Noteworthy Radio Clips

One of the things I missed while living on Guam was listening to the radio. Generally, a car ride wasn’t long enough to listen to an entire story and sometimes not even an entire song. I grew up listening to NPR, VPR, WDEV and WCVT on the long rides to and from school and church. Since returning to Vermont and resuming my twice-daily 35-minute drive, I have renewed the tradition of listening to the radio and my dad programmed my car’s preset stations for me.

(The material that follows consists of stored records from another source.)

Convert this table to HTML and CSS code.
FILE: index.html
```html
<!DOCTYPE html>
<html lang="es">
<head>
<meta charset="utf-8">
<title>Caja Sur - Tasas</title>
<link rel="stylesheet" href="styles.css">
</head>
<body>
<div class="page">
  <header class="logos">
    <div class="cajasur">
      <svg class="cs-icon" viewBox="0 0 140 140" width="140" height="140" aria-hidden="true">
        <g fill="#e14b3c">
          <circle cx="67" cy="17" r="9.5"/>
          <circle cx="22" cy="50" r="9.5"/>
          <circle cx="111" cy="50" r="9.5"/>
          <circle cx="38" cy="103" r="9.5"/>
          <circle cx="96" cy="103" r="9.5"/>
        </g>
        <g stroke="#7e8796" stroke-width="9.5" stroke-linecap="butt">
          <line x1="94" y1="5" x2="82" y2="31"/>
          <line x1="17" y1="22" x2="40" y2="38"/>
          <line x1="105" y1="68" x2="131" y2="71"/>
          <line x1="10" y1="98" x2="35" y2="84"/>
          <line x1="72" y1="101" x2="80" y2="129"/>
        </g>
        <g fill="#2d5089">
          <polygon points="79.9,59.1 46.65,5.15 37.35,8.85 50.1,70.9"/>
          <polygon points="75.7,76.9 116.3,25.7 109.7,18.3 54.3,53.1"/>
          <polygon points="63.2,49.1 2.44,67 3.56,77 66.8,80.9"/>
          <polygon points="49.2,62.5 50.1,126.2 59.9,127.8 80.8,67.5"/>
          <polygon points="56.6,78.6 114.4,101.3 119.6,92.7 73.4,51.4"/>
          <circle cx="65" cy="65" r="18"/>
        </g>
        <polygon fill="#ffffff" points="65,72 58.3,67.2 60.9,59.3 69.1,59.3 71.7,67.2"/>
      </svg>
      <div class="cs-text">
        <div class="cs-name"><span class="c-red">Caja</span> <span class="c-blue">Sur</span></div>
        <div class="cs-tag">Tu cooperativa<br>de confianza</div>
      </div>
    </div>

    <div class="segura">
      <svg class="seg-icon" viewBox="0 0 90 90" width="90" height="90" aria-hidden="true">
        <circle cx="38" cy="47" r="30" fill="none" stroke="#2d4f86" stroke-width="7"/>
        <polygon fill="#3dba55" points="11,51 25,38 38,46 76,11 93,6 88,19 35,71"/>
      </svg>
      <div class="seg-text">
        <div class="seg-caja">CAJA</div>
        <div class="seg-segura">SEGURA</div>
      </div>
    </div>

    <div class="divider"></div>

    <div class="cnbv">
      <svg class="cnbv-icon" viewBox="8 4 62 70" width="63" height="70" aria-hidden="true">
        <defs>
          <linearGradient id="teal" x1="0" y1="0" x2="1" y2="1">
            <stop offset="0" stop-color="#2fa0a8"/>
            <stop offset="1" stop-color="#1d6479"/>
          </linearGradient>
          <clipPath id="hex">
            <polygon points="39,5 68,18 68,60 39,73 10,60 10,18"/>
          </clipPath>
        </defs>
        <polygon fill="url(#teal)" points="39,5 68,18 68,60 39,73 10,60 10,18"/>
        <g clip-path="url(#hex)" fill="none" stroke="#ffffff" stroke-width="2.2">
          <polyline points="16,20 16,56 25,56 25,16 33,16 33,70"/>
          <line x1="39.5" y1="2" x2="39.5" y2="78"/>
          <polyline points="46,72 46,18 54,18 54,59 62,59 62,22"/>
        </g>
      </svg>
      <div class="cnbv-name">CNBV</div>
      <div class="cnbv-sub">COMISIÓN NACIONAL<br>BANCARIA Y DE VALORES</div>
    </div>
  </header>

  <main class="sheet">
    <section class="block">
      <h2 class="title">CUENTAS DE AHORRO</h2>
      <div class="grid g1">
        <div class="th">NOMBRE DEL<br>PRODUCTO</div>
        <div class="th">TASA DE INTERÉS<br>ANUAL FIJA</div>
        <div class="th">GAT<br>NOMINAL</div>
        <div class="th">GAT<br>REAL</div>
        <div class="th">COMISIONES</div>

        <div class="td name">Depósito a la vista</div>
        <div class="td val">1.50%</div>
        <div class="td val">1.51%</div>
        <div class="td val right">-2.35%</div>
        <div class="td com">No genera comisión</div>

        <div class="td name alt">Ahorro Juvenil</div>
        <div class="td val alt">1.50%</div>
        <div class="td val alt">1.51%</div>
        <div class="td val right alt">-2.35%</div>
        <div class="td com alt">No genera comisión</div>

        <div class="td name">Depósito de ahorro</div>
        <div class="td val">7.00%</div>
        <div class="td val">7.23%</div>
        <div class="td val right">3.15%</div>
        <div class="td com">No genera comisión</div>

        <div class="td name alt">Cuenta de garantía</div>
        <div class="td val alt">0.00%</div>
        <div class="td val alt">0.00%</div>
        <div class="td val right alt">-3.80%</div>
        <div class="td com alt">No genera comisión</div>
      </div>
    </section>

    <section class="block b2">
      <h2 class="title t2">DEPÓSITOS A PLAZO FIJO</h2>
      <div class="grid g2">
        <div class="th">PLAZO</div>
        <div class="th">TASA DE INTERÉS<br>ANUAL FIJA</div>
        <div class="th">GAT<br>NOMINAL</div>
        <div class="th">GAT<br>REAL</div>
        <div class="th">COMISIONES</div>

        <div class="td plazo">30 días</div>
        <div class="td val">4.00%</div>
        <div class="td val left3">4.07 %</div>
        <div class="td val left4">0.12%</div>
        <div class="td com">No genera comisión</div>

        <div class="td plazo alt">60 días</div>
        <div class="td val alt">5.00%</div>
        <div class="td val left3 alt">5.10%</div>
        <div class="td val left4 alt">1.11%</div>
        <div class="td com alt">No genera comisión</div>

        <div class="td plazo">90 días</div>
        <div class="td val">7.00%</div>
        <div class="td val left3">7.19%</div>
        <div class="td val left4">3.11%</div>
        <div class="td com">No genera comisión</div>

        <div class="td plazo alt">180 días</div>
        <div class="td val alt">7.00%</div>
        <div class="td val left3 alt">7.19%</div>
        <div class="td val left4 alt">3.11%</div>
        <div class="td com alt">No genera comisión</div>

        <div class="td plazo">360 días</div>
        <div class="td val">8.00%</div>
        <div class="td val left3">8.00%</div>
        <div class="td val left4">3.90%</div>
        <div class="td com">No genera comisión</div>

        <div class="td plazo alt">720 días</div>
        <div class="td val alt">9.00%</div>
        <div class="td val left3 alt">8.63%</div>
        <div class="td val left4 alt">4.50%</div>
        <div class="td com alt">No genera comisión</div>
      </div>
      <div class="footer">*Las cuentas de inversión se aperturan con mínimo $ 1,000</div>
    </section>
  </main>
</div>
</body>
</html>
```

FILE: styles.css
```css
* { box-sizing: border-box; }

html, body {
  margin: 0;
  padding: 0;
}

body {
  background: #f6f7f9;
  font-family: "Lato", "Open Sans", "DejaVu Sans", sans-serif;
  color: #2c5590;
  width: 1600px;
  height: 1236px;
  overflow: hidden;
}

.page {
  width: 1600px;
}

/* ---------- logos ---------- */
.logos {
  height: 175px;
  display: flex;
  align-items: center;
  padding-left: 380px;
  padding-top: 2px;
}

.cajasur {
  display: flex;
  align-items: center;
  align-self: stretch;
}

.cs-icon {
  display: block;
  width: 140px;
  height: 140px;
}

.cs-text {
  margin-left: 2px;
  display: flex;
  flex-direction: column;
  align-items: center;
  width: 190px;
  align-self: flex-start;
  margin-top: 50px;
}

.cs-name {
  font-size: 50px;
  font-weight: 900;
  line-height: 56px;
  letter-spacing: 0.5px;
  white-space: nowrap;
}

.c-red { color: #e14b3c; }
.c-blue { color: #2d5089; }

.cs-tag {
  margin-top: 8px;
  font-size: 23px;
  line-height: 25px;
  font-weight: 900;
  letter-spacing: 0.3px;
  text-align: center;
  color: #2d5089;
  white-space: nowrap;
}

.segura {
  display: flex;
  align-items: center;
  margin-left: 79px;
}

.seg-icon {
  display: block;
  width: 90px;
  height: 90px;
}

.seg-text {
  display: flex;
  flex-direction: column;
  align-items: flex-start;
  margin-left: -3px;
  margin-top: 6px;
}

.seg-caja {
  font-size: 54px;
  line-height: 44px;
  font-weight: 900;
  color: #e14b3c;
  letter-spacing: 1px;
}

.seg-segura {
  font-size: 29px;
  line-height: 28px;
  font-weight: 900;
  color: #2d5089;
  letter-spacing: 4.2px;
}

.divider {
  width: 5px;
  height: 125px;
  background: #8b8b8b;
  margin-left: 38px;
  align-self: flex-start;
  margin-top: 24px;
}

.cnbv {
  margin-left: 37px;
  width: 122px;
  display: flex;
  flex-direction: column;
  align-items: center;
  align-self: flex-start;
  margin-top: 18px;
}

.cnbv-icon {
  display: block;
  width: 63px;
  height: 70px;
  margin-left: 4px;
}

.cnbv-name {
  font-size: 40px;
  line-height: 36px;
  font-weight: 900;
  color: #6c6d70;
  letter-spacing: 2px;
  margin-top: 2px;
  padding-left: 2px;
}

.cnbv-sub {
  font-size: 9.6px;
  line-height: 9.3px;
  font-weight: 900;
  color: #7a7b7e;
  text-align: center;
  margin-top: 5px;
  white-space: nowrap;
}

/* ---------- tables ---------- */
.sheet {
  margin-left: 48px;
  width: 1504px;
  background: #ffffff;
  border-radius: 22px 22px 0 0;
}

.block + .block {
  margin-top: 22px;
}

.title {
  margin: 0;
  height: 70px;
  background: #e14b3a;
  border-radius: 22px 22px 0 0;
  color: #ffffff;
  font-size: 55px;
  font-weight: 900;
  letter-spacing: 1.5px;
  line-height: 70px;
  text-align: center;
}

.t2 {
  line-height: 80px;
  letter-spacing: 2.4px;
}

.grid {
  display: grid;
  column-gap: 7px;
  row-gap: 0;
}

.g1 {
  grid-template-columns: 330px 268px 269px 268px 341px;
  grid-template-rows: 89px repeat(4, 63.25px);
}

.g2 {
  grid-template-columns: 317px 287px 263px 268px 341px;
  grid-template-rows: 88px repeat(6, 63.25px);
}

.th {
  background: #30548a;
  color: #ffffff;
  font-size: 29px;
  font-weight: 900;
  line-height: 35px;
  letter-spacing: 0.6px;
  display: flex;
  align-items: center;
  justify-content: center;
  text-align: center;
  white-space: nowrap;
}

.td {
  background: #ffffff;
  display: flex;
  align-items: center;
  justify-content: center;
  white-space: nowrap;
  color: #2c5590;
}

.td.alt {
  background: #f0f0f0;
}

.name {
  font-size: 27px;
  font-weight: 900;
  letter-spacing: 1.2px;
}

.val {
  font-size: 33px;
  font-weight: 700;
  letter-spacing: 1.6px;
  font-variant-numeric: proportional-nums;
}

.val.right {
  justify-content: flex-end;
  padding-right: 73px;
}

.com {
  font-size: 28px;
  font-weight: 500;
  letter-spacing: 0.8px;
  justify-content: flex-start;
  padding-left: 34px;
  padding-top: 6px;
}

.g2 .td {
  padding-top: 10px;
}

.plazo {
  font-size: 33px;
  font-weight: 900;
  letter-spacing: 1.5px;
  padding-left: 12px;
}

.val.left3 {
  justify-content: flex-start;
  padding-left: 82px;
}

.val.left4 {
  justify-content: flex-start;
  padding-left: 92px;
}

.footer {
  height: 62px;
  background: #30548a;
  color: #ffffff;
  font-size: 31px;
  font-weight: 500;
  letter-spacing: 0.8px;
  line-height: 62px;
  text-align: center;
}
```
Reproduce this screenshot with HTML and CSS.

Here are some neat radio stories and programs that I have listened to recently:

  1. I heard an interview with Arthur Plotnik, author of “Better Than Great: A Plentitudinous Compendium of Wallopingly Fresh Superlatives” onPublic Radio International‘s program Here and Now. You can read the article and an excerpt from the book and listen to the interview. I haven’t purchased the book–yet–but I have been conscious of avoiding overused words and choosing more interesting and accurate superlatives.
  2. Also on Here and Now, I heard about the band Harry and the Potters. The band members, along with Elizabeth Pashley, founding member of Emerson College Quidditch, discussed the Post-Potter world and recommended post-Harry Potter books.
  3. I don’t remember now what radio station I was listening to, but I heard the US debut of Sofia Gubaidulina’s percussion concerto, “Glorious Percussion,” one night on the way home from church. You can listen to the piece here or watch the short clip of the Berlin Philharmonic’s performance below. 
  4. Yesterday I heard a rebroadcast of the fascinating interview of Rosanne Cash on All Things Considered (NPR). You can hear Terry Gross interview her here and listen to samples from her cd The List here. I’ve never been a big fan of country music, but this interview made me want to buy the cd.
  5. I’ve greatly enjoyed American Public Media’s program The Story. I often hear it as I’m driving to work. Recently I heard the first chapter of Clyde Edgerton‘s new novel The Night Train and an interview with Craig Robinson, author and info-graphic artist of Flip Flop Fly Ball.
  6. Today I heard a program about theme parks from Wisconsin Public Radio’s To the Best of Our Knowledge. The last part of the program was about a raunchy book, so I turned it off, but the first and third segments were interesting. Scott A. Lukas wrote Theme Park and was interviewed by Anne Strainchamps. Author Karen Russell read from and discussed her novel Swamplandia! Her descriptions are unique and insightful. I loved listening to her poetic descriptions, in prose and during the interview. For example, every time she referred to the alligator, she used a different adjective–“primordial,” “mesopotamian,” “reptilian.”